I’ve also concluded that I’m probably the only person on the face of the planet who wrote a parser and was basically happy with it on the first attempt. I guess some things have to go well sooner or later.
The Present
Or, what I want to do in 2022.
Garnet is very much still in the embryonic phase. A compiler exists, the language is technically Turing complete and has a lot of the foundational features like functions, loops, basic tuples and structs, and so on. However, it’s not able to do anything particularly interesting yet.
Major features it does not have yet are:
- Borrow checking
- Module system
- Generics and something like traits/objects/interfaces/typeclasses
These are all sooooorta interrelated, but I will try to tease them apart.
Borrow checking
Okay I have to admit I have no idea what I’m doing here, in a formal sense. I am on very good terms with Rust’s borrow checker and we very rarely get into fights, but I have only a general idea about how it actually works under the hood and what the algorithms are like. IMO there’s no particular need to do better than Rust’s borrow checker, but there’s still a lot to learn to be equally good.

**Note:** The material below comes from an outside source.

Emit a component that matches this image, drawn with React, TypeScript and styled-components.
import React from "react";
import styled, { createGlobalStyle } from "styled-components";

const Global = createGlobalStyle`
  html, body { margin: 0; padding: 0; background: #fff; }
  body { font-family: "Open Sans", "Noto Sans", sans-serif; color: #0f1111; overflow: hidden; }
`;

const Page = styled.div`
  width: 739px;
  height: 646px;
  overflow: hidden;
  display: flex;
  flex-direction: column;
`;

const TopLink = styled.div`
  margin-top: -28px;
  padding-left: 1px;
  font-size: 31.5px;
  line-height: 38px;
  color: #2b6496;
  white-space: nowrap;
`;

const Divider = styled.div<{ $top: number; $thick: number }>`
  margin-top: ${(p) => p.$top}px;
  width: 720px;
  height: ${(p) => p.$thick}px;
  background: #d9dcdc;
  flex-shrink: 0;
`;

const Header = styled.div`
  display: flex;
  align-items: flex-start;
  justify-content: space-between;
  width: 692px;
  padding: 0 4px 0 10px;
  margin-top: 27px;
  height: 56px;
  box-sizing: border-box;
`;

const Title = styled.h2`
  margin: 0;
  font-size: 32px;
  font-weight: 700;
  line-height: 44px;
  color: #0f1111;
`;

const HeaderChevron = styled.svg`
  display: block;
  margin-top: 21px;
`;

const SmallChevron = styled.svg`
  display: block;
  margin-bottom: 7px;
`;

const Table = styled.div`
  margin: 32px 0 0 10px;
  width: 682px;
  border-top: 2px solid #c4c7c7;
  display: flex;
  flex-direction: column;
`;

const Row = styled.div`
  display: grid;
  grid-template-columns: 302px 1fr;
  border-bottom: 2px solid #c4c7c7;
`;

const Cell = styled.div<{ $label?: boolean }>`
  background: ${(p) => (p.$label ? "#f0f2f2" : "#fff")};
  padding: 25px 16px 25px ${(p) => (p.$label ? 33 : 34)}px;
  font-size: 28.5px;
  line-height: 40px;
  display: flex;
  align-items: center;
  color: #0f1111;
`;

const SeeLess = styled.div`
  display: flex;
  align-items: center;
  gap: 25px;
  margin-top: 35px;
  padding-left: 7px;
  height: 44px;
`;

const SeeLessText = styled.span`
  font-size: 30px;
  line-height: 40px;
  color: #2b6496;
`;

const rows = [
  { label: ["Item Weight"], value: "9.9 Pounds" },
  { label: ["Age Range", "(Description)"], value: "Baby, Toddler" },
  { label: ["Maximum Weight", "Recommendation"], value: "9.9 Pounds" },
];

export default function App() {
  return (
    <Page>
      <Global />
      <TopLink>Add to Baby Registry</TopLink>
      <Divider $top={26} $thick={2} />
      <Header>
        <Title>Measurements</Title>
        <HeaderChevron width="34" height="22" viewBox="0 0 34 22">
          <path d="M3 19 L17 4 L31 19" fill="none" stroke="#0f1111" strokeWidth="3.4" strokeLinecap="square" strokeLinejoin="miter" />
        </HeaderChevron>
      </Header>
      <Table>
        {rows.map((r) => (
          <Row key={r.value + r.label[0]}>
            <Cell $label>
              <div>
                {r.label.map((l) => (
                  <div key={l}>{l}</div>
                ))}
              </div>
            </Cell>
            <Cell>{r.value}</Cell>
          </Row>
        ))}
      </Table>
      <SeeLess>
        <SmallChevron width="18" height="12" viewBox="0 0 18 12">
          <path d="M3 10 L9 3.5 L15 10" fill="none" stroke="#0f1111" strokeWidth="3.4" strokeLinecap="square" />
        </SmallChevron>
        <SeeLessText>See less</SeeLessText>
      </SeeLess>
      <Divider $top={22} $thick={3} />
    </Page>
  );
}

So, this is both easy and difficult.
Module system
This is the simplest feature at its core. Having namespaces in code is useful, and having those namespaces defined by separate file is pretty convenient. On the other hand, structs produce namespaces already, so I really may end up doing something similar to Zig or Lua, and make modules simply be structs. We can evaluate them at compile time, remove any unnecessary indirection, and compile the function calls to code just as if those structs never existed. But perhaps if we also preserve those structs explicitly, we can use them as interfaces, vtables, DLL export tables, or other handy bits of runtime metadata.
Which leads us to…
Generics
This is the biggie. Some sort of mechanism for safe code generation based on types is essential for a strongly typed language in the 21st century. However, it makes everything exponentially more complicated.
It is easy to make types and functions accept arbitrary data types, as long as all they can do is move data around. The difficulty comes when you want to do stuff with your data based on partial information about it, and it becomes more difficult again when your data can be code anyway. Various language have different appropaches to this, Rust traits and Haskell typeclasses and C# objects and SML modules; the basic principle of “here is a set of functions you can apply to this data type” is pretty clear. But then when you nest these, or generate them based on other type constraints, then things can quickly become impossible to typecheck or impossible to generate efficient code for.

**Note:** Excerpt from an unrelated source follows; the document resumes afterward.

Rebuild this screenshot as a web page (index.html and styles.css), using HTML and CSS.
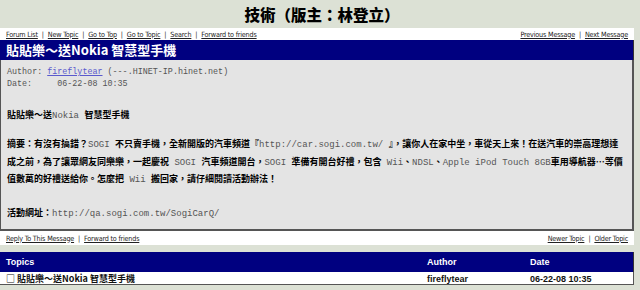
FILE: index.html
```html
<!DOCTYPE html>
<html>
<head>
<meta charset="utf-8">
<link rel="stylesheet" href="styles.css">
</head>
<body>
<div class="page">
  <h1 class="forum-title">技術（版主：林登立）</h1>
  <div class="frame">
    <div class="navbar">
      <div class="nav-left">
        <a href="#">Forum List</a><span class="sep">|</span><a href="#">New Topic</a><span class="sep">|</span><a href="#">Go to Top</a><span class="sep">|</span><a href="#">Go to Topic</a><span class="sep">|</span><a href="#">Search</a><span class="sep">|</span><a href="#">Forward to friends</a>
      </div>
      <div class="nav-right">
        <a href="#">Previous Message</a><span class="sep">|</span><a href="#">Next Message</a>
      </div>
    </div>
    <div class="subject-bar">貼貼樂～送Nokia 智慧型手機</div>
    <div class="message">
      <div class="meta">
        <div>Author: <a class="author" href="#">fireflytear</a> (---.HINET-IP.hinet.net)</div>
        <div>Date:&nbsp;&nbsp;&nbsp;&nbsp;&nbsp;06-22-08 10:35</div>
      </div>
      <div class="msg-title">貼貼樂～送<span class="m">Nokia </span>智慧型手機</div>
      <div class="msg-body">
        <div class="line">摘要：有沒有搞錯？<span class="m">SOGI </span>不只賣手機，全新開版的汽車頻道『<span class="m">http://car.sogi.com.tw/ </span>』，讓你人在家中坐，車從天上來！在送汽車的崇高理想達</div>
        <div class="line">成之前，為了讓眾網友同樂樂，一起慶祝<span class="m"> SOGI </span>汽車頻道開台，<span class="m">SOGI </span>準備有開台好禮，包含<span class="m"> Wii</span>、<span class="m">NDSL</span>、<span class="m">Apple iPod Touch 8GB</span>車用導航器…等價</div>
        <div class="line">值數萬的好禮送給你。怎麼把<span class="m"> Wii </span>搬回家，請仔細閱讀活動辦法！</div>
      </div>
      <div class="msg-url">活動網址：<span class="m">http://qa.sogi.com.tw/SogiCarQ/</span></div>
    </div>
    <div class="navbar bottom-nav">
      <div class="nav-left">
        <a href="#">Reply To This Message</a><span class="sep">|</span><a href="#">Forward to friends</a>
      </div>
      <div class="nav-right">
        <a href="#">Newer Topic</a><span class="sep">|</span><a href="#">Older Topic</a>
      </div>
    </div>
  </div>
  <div class="topics">
    <div class="topics-head">
      <span class="col-topic">Topics</span>
      <span class="col-author">Author</span>
      <span class="col-date">Date</span>
    </div>
    <div class="topics-row">
      <span class="col-topic">□ 貼貼樂～送Nokia 智慧型手機</span>
      <span class="col-author">fireflytear</span>
      <span class="col-date">06-22-08 10:35</span>
    </div>
  </div>
</div>
</body>
</html>
```
FILE: styles.css
```css
html, body {
  margin: 0;
  padding: 0;
  background: #dce1d5;
}
.page {
  width: 640px;
  height: 290px;
  overflow: hidden;
}
.forum-title {
  margin: 0;
  height: 28px;
  line-height: 28px;
  text-align: center;
  font-family: "Noto Sans CJK TC", sans-serif;
  font-weight: 900;
  font-size: 15.5px;
  color: #000;
  padding-left: 4px;
}
.frame {
  width: 634px;
}
.navbar {
  display: flex;
  justify-content: space-between;
  align-items: center;
  background: #fff;
  height: 12px;
  padding: 0 6px;
  font-family: "DejaVu Sans Condensed", "DejaVu Sans", sans-serif;
  font-stretch: condensed;
  font-size: 7.2px;
  letter-spacing: -0.2px;
  color: #222;
}
.navbar a {
  color: #222;
  text-decoration: underline;
}
.sep {
  margin: 0 4px;
  color: #222;
}
.subject-bar {
  background: #000080;
  color: #fff;
  height: 20px;
  line-height: 20px;
  padding-left: 6px;
  font-family: "Noto Sans CJK TC", sans-serif;
  font-weight: bold;
  font-size: 13px;
  border-right: 1px solid #333;
}
.message {
  background: #e4e4e4;
  border-left: 1px solid #555;
  border-right: 2px solid #555;
  border-bottom: 2px solid #555;
  padding: 6px 6px 13px;
  height: 150px;
  box-sizing: content-box;
}
.meta {
  font-family: "Liberation Mono", monospace;
  font-size: 8.4px;
  line-height: 12px;
  color: #555;
}
.author {
  color: #5a5acd;
  text-decoration: underline;
}
.msg-title, .msg-body, .msg-url {
  font-family: "Noto Sans CJK TC", sans-serif;
  font-weight: bold;
  font-size: 9px;
  color: #000;
}
.msg-title {
  margin-top: 18px;
  line-height: 14px;
}
.msg-body {
  margin-top: 13px;
  line-height: 16.5px;
}
.line {
  white-space: nowrap;
}
.msg-url {
  margin-top: 16px;
  line-height: 16px;
}
.m {
  font-family: "Liberation Mono", monospace;
  font-weight: normal;
  color: #555;
}
.bottom-nav {
  height: 14px;
}
.topics {
  margin-top: 7px;
  width: 634px;
  font-family: "Liberation Sans", "Noto Sans CJK TC", sans-serif;
  font-weight: bold;
  font-size: 9px;
}
.topics-head, .topics-row {
  display: grid;
  grid-template-columns: 421px 103px 1fr;
  align-items: center;
  padding-left: 6px;
}
.topics-head {
  background: #000080;
  color: #fff;
  height: 20px;
  border-right: 1px solid #333;
}
.topics-row {
  background: #fff;
  color: #111;
  height: 12px;
  border-right: 1px solid #555;
  border-bottom: 1px solid #555;
}
.topics-row .col-topic {
  font-family: "Noto Sans CJK TC", sans-serif;
}
```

So this is a design space that needs some exploration. Rust’s traits are very nice, but I dislike the constraints around trait objects, coherence and how much they invite metaprogramming without quite living up to the full possibilities. Zig’s essentially macro-like code generation approach is very compelling, but has the problem where things can be invisibly Wrong until they are instantiated and used. Object-ish systems are quite well explored, but have a lot of holes and do a lot of their work at runtime via slower dynamic dispatch. If our traits/interfaces are structs, then can we define our generics simply by having functions that take a type and return a struct implementing the generic for that type? SML’s modules work a lot like this, and the research language 1ML demonstrates you can make it work with just functions and first-class types. This starts out seeming easy, then you realize it means you can have structs with types as their members and have to figure out how to actually implement that, and kinda goes down-hill from there. Can we do something like that robustly, without needing arbitrary compile-time code execution that may take infinite amounts of time? Moreover, can we do it without it being a total pain in the ass?
I also really want it to take it a step further though. In Rust there’s a lot of functions that have equivalents that operate on owned objects, on references, and on mutable references. This irks me, and occasionally (such as when making builder pattern objects) causes real problems. I think being able to be generic over ownership would make the language both simpler and nicer. We will see though.
The Future
Or, what isn’t going to get done in 2022.
Backend
The compiler is written in Rust, and rather cheekily also outputs Rust code and calls rustc
to compile it. Obviously, this does not really fulfill any of the “portable” or “quick to compile” goals, but should be good enough to bootstrap itself with. Keeping a backend around that emits Rust, C, or some other high level langauge might actually be quite useful for making archival snapshots or bootstrapping on new platforms – OCaml does something like this, for example. But the intention is to eventually have a Real Backend of some kind or another.
What to use for its backend, though? There’s not actually that many general-purpose compiler backends out there, your choices are basically GCC or LLVM, and both of those are large hulking monsters I would really prefer not to have to deal with. This basically leaves two options: Use a less-developed but more lightweight compiler backend like Cranelift or QBE, or write our own backend from scratch. Not sure which way is the best right now. Both have upsides and risks.
Properties
I want the compiler to explicitly prove and promise that certain functions or types have certain properties. Rust does this a lot with traits and derive macros, but that often comes down to Compiler Magic in the end, such as the Copy
trait. Mainly I want to be able to be able to say that certain functions do not panic, or do not allocate dynamic memory, or do not use unbounded stack space, things like that. Then if I violate one of these properties by accident the compiler can catch it for me. This seems fairly straightforward to begin with, but as it gets fancier you start edging into algabraic effects, which are a topic of open research. So we may go there, or we may cherry-pick the most useful bits of functionality from them without the complexity of the whole system, or the whole idea may be more trouble than it’s worth. We will see.
Tooling
Tooling is Important. Rust is a great example of what a difference modern tooling can make, and C++ is a great example of what it’s like when a langauge makes that impossible. So, if I want Garnet to become a Big Boy Language, it must have at least:
- Build/packaging tool (cargo)
- Package index (crates.io)
- Formatter (rustfmt)
- Doc generator (rustdoc)
- Basic editor integration (syntax highlighting and basic context info)
If things get more serious, more powerful tools also become useful:
- Linter (clippy)
- IDE integration (language server)
Frankly, I’m halfway convinced I could just make cargo
believe that Garnet code is Rust, and invoke garnetc
appropriately. That way we could just use an existing build tool. This isn’t necessarily a good idea, but it would be hilarious if it works.
None of this exists yet.
Conclusions
So yeah! The easy stuff is mostly done. Spending six months grappling with type theory and still not having a real solution is… pretty demoralizing, but not particularly surprising in retrospect. I know the shape of what I want so I think I just have to hang in there and get there in my own fashion, and I am now reasonably certain I am on the right track. Math has never been my friend but I know I shall bend it to my cruel whim sooner or later. Always have before.